The success of Ethika Investments’ initial Ethika Diversified Opportunity Fund I, which is expected to deliver a net ROI of 22.3% and a 2.1x net equity multiple to investors, has led to another offering, Ethika Diversified Opportunity Fund II. Bisnow caught up with Ethika Investments/Laurus Corp chief investment officer Austin Khan to learn more about the fund investors and types of properties it will target.


Austin tells us the new fund is designed to attract high-net-worth and family office clientele, as well as public pension funds, foundations, endowments and other institutions. Nearly 45% of Fund I investors are from the Middle East and South America; they were attracted by Ethika’s efficient tax structuring, availability of a Sharia-compliant way to invest, presence in key international financial gateways, and a vertically integrated platform that often results in lower fees and higher returns.


He expects the second fund to close approximately 18 months following the first fund close, with a similar mix of investors, many of whom invested in Fund I. Austin notes that to attract investors from the Middle East, his firm has set up an intermediary to channel capital to investments, then manage profits according to sharia law. He explains that sharia law does not allow for the receipt of interest or a profit on money invested, so this third-party manager separates non-permitted income from ROI and channels it into something as directed by the investor, such as a charity.

Like the previous fund, Fund II will acquire office, hotel and retail assets. But unlike Fund I, which was launched as the market was emerging from the recession in 2010, Fund II will focus on value-add opportunities. (Pictured is a rendering of LA's Howard Hughes Promenade, which was purchased by Ethika Fund and is undergoing a $30M renovation  by Laurus Corp, Ethika's development affiliate.)

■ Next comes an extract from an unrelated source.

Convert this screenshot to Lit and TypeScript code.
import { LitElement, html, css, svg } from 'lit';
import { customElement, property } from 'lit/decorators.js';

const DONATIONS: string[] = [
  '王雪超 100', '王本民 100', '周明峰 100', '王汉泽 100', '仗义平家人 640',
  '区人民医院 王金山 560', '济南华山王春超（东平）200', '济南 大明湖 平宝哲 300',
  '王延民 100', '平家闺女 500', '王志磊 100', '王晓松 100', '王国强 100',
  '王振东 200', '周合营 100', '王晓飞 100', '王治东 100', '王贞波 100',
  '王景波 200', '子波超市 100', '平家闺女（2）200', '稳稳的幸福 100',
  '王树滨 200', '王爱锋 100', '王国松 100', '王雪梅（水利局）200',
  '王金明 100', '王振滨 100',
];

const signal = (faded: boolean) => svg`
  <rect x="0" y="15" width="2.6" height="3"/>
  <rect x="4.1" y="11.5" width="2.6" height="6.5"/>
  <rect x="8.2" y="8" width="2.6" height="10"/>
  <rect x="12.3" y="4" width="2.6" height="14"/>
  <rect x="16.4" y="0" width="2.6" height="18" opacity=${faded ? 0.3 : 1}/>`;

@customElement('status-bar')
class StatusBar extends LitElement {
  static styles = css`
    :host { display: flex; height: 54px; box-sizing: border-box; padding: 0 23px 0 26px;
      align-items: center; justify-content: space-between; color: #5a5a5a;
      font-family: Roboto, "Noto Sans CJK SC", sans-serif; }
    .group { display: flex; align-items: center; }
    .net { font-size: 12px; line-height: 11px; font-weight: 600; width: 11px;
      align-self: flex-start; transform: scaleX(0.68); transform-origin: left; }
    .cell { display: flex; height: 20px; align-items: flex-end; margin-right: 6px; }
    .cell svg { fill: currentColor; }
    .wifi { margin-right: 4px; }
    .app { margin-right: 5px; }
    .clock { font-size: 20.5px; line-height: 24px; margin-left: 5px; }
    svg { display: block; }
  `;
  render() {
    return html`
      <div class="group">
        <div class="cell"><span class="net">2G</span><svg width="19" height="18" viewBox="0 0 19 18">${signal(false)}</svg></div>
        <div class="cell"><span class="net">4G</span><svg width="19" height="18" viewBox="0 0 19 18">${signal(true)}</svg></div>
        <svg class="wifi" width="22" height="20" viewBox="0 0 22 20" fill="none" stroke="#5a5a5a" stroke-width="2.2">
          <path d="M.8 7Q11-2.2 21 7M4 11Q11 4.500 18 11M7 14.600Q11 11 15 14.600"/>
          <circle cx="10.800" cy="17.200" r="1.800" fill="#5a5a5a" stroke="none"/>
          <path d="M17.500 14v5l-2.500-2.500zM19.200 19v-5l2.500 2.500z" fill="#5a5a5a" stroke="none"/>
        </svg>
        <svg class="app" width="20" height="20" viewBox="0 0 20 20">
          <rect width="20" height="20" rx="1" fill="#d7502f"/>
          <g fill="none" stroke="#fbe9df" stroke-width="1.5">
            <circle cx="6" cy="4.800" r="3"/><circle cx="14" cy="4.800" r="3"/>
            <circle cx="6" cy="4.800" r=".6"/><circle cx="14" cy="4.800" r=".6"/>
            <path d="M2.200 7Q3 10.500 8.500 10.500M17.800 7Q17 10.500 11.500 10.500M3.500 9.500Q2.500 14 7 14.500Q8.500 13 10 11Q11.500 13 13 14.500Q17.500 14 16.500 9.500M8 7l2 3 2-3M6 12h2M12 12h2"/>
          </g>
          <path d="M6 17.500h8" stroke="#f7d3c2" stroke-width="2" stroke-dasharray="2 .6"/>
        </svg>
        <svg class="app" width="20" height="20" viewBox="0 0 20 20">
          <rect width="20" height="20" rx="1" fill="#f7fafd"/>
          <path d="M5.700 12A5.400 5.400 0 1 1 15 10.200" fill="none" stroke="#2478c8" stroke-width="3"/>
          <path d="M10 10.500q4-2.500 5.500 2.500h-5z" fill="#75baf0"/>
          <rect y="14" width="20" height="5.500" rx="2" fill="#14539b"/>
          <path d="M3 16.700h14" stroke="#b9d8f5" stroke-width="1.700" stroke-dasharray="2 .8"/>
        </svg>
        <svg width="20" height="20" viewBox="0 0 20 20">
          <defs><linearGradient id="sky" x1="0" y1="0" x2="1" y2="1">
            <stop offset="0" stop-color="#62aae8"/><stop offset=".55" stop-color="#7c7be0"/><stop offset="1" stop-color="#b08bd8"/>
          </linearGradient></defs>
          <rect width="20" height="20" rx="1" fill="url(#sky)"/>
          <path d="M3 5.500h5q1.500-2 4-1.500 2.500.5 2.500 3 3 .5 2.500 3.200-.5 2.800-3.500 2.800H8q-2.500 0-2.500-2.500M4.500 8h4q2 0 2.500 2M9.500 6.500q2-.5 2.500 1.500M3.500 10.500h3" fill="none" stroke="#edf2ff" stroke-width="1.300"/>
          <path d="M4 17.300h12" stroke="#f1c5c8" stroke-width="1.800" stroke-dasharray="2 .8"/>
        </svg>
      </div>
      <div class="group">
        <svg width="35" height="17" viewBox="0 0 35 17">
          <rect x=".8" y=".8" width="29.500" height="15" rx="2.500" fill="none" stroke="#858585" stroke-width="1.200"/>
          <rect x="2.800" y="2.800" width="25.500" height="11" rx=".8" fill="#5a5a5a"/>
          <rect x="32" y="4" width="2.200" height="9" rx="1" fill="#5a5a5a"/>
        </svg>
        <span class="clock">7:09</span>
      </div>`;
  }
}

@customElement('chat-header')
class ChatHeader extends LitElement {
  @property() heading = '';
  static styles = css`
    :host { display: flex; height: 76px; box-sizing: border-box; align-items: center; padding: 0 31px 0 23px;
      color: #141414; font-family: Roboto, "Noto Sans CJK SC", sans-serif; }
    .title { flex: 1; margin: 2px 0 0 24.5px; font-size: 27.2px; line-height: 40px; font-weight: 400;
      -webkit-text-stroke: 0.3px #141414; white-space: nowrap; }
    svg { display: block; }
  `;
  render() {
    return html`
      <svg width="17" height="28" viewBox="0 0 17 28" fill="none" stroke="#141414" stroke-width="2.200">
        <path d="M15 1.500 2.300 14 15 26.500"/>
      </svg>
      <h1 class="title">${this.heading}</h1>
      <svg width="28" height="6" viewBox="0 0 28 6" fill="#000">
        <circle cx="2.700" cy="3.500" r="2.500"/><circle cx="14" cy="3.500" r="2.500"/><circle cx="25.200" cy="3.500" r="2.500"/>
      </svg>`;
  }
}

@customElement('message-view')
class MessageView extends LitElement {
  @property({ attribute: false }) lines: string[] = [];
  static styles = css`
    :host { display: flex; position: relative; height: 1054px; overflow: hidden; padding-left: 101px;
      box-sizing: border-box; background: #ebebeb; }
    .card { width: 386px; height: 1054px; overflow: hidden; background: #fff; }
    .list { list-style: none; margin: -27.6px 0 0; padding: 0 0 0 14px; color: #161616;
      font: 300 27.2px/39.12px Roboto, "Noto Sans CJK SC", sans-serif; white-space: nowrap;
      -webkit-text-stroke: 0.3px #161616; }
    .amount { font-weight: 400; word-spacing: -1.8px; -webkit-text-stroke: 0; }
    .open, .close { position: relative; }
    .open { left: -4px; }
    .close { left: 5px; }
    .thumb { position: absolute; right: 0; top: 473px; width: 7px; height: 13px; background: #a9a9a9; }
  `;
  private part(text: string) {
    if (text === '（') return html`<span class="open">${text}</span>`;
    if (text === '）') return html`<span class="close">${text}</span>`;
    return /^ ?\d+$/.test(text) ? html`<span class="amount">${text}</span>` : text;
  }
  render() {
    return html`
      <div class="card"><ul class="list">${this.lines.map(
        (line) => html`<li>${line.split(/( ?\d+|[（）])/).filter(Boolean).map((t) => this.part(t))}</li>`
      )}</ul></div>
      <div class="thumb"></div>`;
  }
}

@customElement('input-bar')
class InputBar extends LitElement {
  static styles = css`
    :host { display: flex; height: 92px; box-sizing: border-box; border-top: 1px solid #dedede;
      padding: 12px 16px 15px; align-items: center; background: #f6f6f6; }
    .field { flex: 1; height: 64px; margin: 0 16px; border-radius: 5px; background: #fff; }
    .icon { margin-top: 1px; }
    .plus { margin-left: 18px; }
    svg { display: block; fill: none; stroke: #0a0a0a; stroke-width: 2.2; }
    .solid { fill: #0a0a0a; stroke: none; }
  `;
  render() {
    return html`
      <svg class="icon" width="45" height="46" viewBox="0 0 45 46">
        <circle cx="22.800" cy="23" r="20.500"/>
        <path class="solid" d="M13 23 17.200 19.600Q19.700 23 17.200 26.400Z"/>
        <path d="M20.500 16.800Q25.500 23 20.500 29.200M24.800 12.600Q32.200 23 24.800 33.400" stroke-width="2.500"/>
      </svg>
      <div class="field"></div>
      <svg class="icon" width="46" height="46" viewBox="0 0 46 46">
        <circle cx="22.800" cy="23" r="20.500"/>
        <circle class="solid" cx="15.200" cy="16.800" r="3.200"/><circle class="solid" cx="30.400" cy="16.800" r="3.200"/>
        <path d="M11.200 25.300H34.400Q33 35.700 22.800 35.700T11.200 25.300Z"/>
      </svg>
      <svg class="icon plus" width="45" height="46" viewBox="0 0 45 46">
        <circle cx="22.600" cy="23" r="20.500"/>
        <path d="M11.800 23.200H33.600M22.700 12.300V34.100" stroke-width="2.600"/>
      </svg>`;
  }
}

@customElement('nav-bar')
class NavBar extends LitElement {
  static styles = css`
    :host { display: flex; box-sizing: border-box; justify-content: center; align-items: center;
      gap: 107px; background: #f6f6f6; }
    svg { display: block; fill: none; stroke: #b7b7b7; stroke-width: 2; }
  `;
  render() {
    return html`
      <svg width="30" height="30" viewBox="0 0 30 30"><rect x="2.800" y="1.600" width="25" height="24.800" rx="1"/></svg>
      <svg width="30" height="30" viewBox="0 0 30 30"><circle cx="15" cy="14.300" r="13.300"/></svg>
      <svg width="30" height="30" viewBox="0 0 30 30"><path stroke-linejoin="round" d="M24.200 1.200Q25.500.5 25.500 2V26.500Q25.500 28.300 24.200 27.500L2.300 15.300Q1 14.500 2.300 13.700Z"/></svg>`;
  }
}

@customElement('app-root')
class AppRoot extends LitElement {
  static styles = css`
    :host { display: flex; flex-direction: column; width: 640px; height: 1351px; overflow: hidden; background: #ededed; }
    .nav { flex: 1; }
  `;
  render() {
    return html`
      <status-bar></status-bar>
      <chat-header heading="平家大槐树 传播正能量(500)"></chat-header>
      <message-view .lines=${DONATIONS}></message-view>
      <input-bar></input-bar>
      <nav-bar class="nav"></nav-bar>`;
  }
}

The decision to focus on a value-add investment strategy was based on changed market conditions. “Class-A and trophy assets in gateway markets are fully stabilized, so core-to-core opportunities are more difficult to come,” Austin says. “Investors are buying at a 4% cap and financing at 2%, but if the interest rate moves 1%, one-half of that spread is eroded.”

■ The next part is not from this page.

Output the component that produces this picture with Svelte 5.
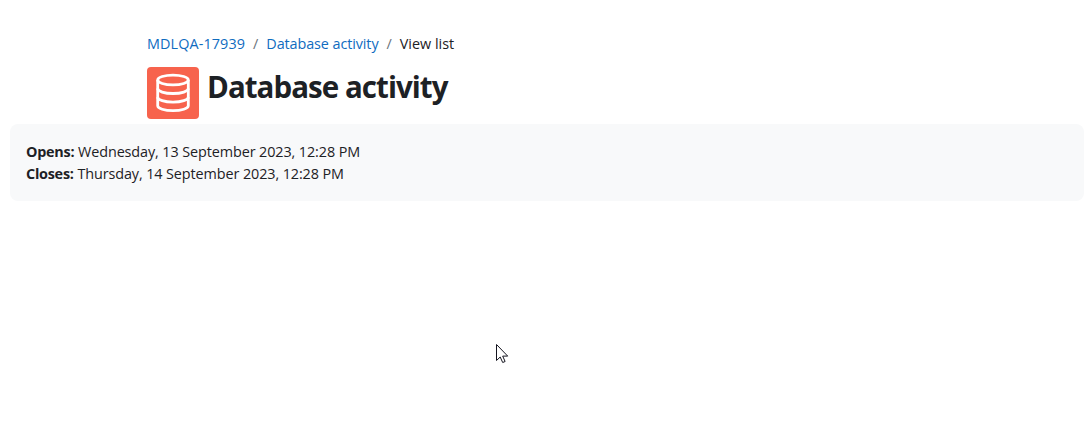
<script>
    const breadcrumbs = [
        { name: "MDLQA-17939", href: "#course", kind: "course" },
        { name: "Database activity", href: "#activity", kind: "activity" },
        { name: "View list", kind: "current" },
    ];

    const dates = [
        { label: "Opens:", value: "Wednesday, 13 September 2023, 12:28 PM" },
        { label: "Closes:", value: "Thursday, 14 September 2023, 12:28 PM" },
    ];
</script>

<main class="page">
    <header class="page-header">
        <nav aria-label="Breadcrumb">
            <ol class="breadcrumb">
                {#each breadcrumbs as item}
                    <li>
                        {#if item.href}
                            <a class={item.kind} href={item.href}>{item.name}</a>
                        {:else}
                            <span>{item.name}</span>
                        {/if}
                    </li>
                {/each}
            </ol>
        </nav>
        <div class="title-row">
            <div class="activity-icon">
                <svg viewBox="0 0 52 52" width="52" height="52" aria-hidden="true">
                    <ellipse cx="26" cy="13" rx="15.3" ry="4.9" />
                    <path d="M10.7 13v25.8c0 2.7 6.8 4.9 15.3 4.9s15.3-2.2 15.3-4.9V13" />
                    <path d="M10.7 21.6c0 2.7 6.8 4.9 15.3 4.9s15.3-2.2 15.3-4.9" />
                    <path d="M10.7 30.2c0 2.7 6.8 4.9 15.3 4.9s15.3-2.2 15.3-4.9" />
                </svg>
            </div>
            <h1>Database activity</h1>
        </div>
    </header>

    <section class="activity-dates">
        {#each dates as date}
            <div><strong>{date.label}</strong> <span>{date.value}</span></div>
        {/each}
    </section>

    <svg class="cursor" viewBox="0 0 13 20" width="13" height="20" aria-hidden="true">
        <path d="M.5.5v16l3.7-3.5 2.5 5.5 2.4-1-2.4-5.4h5z" />
    </svg>
</main>

<style>
    :global(body) {
        background-color: #fff;
    }

    .page {
        position: relative;
        box-sizing: border-box;
        height: 429px;
        padding: 33px 6px 0 10px;
        overflow: hidden;
        color: #1d2125;
        font-family: "Open Sans", "Noto Sans", sans-serif;
        font-size: 14.4px;
        line-height: 22px;
    }

    .page-header {
        padding-left: 137px;
    }

    .breadcrumb {
        display: flex;
        margin: 0;
        padding: 0;
        list-style: none;
        & li + li::before {
            content: "/";
            padding: 0 8px;
            color: #6a737b;
        }
        & a {
            color: #0f6cbf;
            text-decoration: none;
        }
        & .course {
            letter-spacing: 0.1px;
        }
        & .activity {
            letter-spacing: -0.1px;
        }
    }

    .title-row {
        display: flex;
        align-items: flex-start;
        gap: 8px;
        margin-top: 12px;
        & h1 {
            margin: 1px 0 0;
            font-size: 29.5px;
            font-weight: 700;
            line-height: 38px;
            letter-spacing: -0.95px;
        }
    }

    .activity-icon {
        width: 52px;
        height: 52px;
        border-radius: 4px;
        background-color: #f7634d;
        & svg {
            display: block;
            fill: none;
            stroke: #fff;
            stroke-width: 2.8;
        }
    }

    .activity-dates {
        margin-top: 5px;
        padding: 17px 16px 16px;
        border-radius: 8px;
        background-color: #f8f9fa;
        & strong {
            letter-spacing: -0.25px;
        }
        & span {
            letter-spacing: -0.1px;
        }
    }

    .cursor {
        position: absolute;
        left: 496px;
        top: 344px;
        fill: #fff;
        stroke: #14141f;
    }
</style>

Beginning immediately, the fund's leadership team will identify and evaluate potential investment opportunities in the $25M to $150M range, located in top US markets with steady growth in key industries—financial services, energy, technology, healthcare and education. “These underperforming assets are still very well-priced with a great deal of upside potential, versus core real estate assets that have been overbought and overpaid for over the last several years," Austin says.

Specific characters include a walkable neighborhood; with unique features or striking architecture; infrastructure and space to add technologies, services and amenities; and priced below replacement cost.The 393-key Hunt Valley Inn in Baltimore, for example, was purchased by Ethika Fund I and received a $15M top-to-bottom renovation that included complimentary WiFi, a lounge/bar, a café, a fitness center and a heated pool (pictured is the new lobby).


Austin says hotels should have space for amenities, like a restaurant, conference facility and fitness center. The $12M renovation of the 384-room Hilton in San Antonio, which was also purchased by Ethika Fund I, covered all aspects of the property, including guest rooms, meeting spaces, recreational amenities, and food and beverage outlets. “On the office side, he adds, "we’re looking at opportunities in markets with certain tenant types, like healthcare or tech, and space to do public gathering areas and other amenities.”